The Jews were already sensitive enough to the blasphemous and idolatrous depictions of emperors on Roman coins that these coins were not allowed in the Jerusalem temple. That’s why there were money-changers there. (Unfortunately they cheated the people who needed to convert their Roman currency; that’s why Jesus overturned their tables, for making his Father’s house a “den of thieves.”) And so it’s quite reasonable that John in Revelation would express a similar sensitivity to the way emperor worship was being advanced insidiously through the necessities of economic life. This is a respected interpretation among New Testament scholars.
But I also say in the guide that in the books of Daniel and Revelation, events in the near future and the far distant future may be simultaneously envisioned, “as a definitive crisis in the life of God’s people evokes the ultimate crisis at the end of this age” (p. 122). So there may well be something in the final conflict between good and evil at the end of history that closely approximates the “mark of the beast” as it was experienced in John’s time—some form of coercion to participate in a godless system, upon threat of being excluded from buying and selling.

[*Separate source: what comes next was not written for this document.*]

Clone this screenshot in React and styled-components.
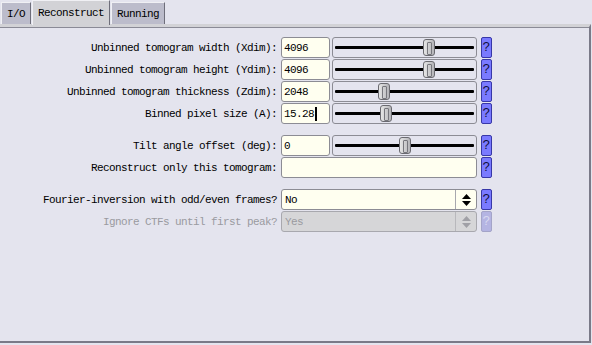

But the best way to be prepared for such a challenge, if we ever have to face it, is to recognize even now that fallen cultures will always try to get their people’s allegiance at the expense of their allegiance to God. Followers of Jesus need to be perpetually aware of this danger and resist it.
Ultimately, what represents a present-day manifestation of the “mark of the beast” (coercion to join a godless system) will vary in different places and times. And so rather than engaging in speculation and debate about a unique meaning for the symbol, believers need to be spiritually alert and uncompromising in every situation.